Seeing this, I want to come up with a strategy to catch these in ZB Block and then ban their IPs at Cloudflare. I came up with three strategies:

  1. If the request presents me an obviously ‘bad’ cookie name (e.g. ‘blogger_TID’) I block that in ZB Block.
  2. If the request presents me with more than 30 cookies, I block that in ZB Block.
  3. If the request presents cookies, but does not accept the cookies I set, I will block that request in ZB Block.

I’ve implemented the first two.

The third is a potentially very powerful method of catching script-kiddie bots programmed to present cookies they think will permit them to comment, but not programmed to take requests to set any cookies. (This would be very weird behavior for a browser.)

However, because I’m uncertain about the reliability of cookie setting and unsetting commands, I don’t want to do the 3rd method until after I “see” what happens if I start blocking some things that don’t accept cookies. So, in that light, today I’m forcing commenters to accept cookies (and watching my logs). As I said, if there are no big problems, I’ll continue with that policy.

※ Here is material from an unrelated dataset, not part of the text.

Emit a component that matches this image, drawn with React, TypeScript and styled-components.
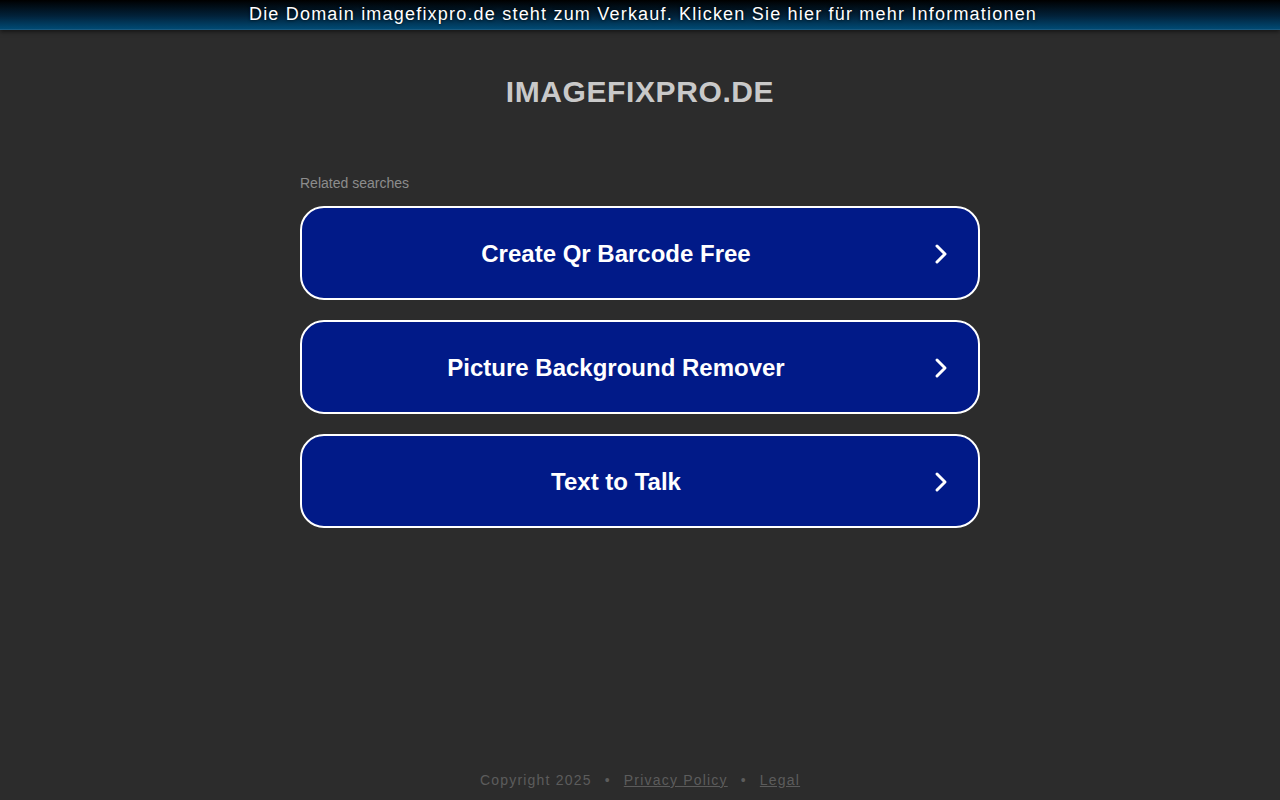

BTW: Thanks BillC for being the first guinea pig. He was caught within a few minutes of my adding the block requiring people to accept cookies.

17 thoughts on “Cookie comment policy (& Bots loaded for bear.)”

  1. I wonder if you could also perform a public service with your new policy (or even monetize it)? Perhaps you could alert users that their computer has been hijacked by presenting a detailed explanation of what is presented at time of comment submission…

  2. Hi Lucia! This is just a test (for me) whether upon clicking “Submit!”, you would provide something I could click on that would tell my browser to accept your “zbb_1” cookie. If not, what do I do to accept it? [As should be obvious, I know very little about computers.]

  3. Lucia,

    If you’re going to force me to eat cookies… can you at least make them choc-chip cookies. πŸ˜›

  4. Leigh– Your browser accepted the cookie. πŸ™‚

    For what it’s worth, most browsers accept cookies by default. But some people get all worked up about privacy, find the various settings and set the browser to not accept cookies. If they did this themselves, they know how to fiddle to accept the cookies from my blog.

    The only real difficulty arises when someone has a kid or spouse who is all worked up about privacy, sets the privacy settings to not accept any cookies. In that case, the kid or spouse knows about the cookie settings, but the person who has trouble doesn’t. (These people sometimes write me because they want to create a sock or dog sweater knitting pattern at one of my blogs and…. It can be very difficult to get them to understand when communication is by email!)

    BTW: There can be good reasons to limit the number of cookies you accept. I would advise you learn how to refuse 3rd party cookies. If you use firefox I can tell you how to do that. Otherwise, tell us what browser you use and someone else can explain.

    Skeptical– I could have called it chocolate chip! πŸ™‚

  5. Does my browser work – through a corporate firewall? If this post is accepted, will I know?

    yay! it did.

  6. BTW:

    Everything you didn’t want to know about browser privacy and cookies.
    http://en.wikipedia.org/wiki/HTTP_cookie

    I did a search and no occurrance of ‘climate’ and but one non-climate use of the word ‘global’. And no reference to the thread density of fabric either. So it may be reliable.

  7. Earl
    With respect to my cookie, this made me chuckle:

    The security of an authentication cookie generally depends on the security of the issuing website and the user’s web browser. If not implemented correctly, a cookie’s data can be intercepted by a hacker to gain unapproved access to the user’s data and possibly to the originating website.[5]

    If something intercepted the cookie I’m looking at, it would learn what time it is.

  8. He stands at the free throw line. He dribbles the ball. He stops, takes a good off hand grip, slowly lifts his arms to throw, leans forward while rising to his full height, releases the ball and… watches as it sails through the air and gains height as it nears the basket, without thinking he holds his breath as it nears the rim and…

  9. Yeah, but that who would want a recipe based on probability and error bars?

    The Google ranking system puts Nestle Toll House cookies on top in her post’s link, but I get a different result from Canada Google search (weird eh).

    However, It’s the first time I’ve come accross a Google with recipe view link (in the post) with the check bar options google has on the left. I am very curious to try chocolate chip, walnut, no pecans, no raisins, pumpkin cookies.